Yemek yapmak, yeni yemekler keşfetmek bir tutku. Bu tutku yeni değil elbette. 19. yüzyılda da en az bugünkü kadar yemek yapmak, yeni yemekler keşfetmek ve keşfedilen yemekleri yazmak büyük bir tutkuydu.
Mahmut Nedim'in 20. yüzyılın başında 1900 yılında yayınladığı Aşçı Başı kitabı da bu tutkunun en somut örneklerinden biri. Muş'un Bulanık ilçesinde genç bir subay olan Mahmut Nedim, doğuda görev yaparken kendi gibi bekar olan askerlere de faydalı olması amacıyla bir yemek kitabı hazırlar. Anadolu yemeklerine merak salar ve memleketi Girit mutfağıyla Anadolu mutfağını harmanladığı yüz yirmi yıl sonra hâlâ büyük bir şevkle hatırlanacak bir eser ortaya çıkar.
Kütüphanemiz, arşivimiz bu kitaplarla çok daha anlamlı ve zengin. İyi ki bu külliyata sahibiz ve sizlerle orjinal nüshalarından, sayfalarından bu tutkuyu paylaşabiliyoruz.
Mahmut Nedim'in tek eseri olan Aşçı Başı kitabı 254 sayfa ve 315 yemek tarifi içeriyor. Aşçı Başı'nın dili o döneme kadar yazılan yemek kitaplarına nazaran daha sade. İstanbul mutfağına nazaran Anadolu mutfağına daha fazla yer vermesiyle de çok özel bir yer tutuyor. Bitlis, Muş, Erzurum, Harput Elazığ, Dersim, Çemişgezek, Tunceli, Diyarbakır, Kars bu yörelerin başlıcaları.

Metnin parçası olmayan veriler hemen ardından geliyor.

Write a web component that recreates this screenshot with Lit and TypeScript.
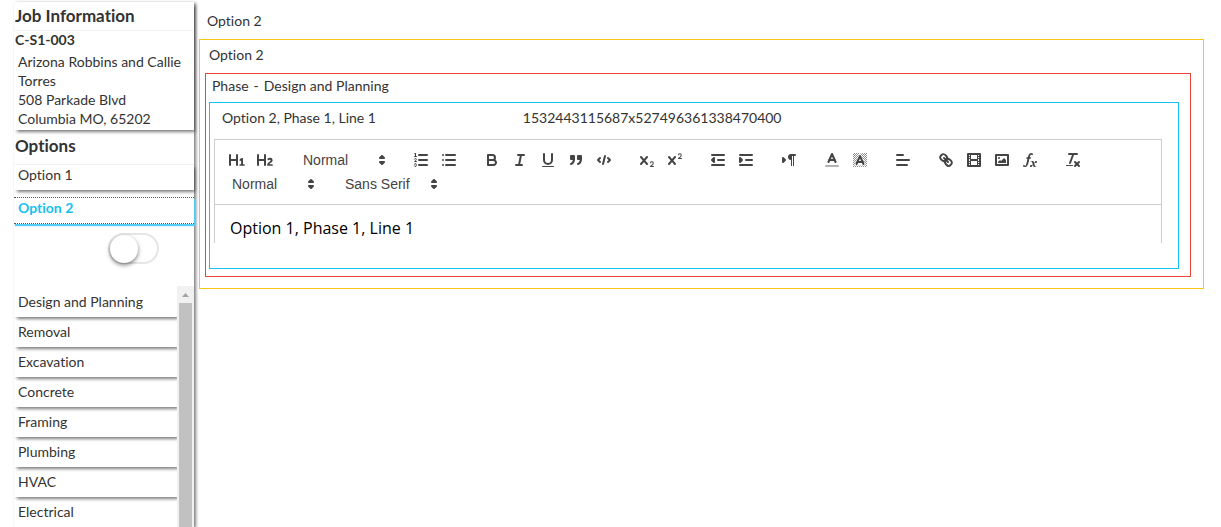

Mahmut Nedim'in Anadolu yemek kültürüne dair şu tespitleri harikulade; "Mahmut Nedim Tunceli’de bir arşın boyunda gördüğü fasulyeleri pişirdiğini, Harput vilayetinde havuca “pörçüklü” dendiğini, Rumeli’de tandıra rastlamadığını, Bitlis ve Muş vilayetlerinde yapılan “piryan” kebabının çok lezzetli olduğunu söylüyor."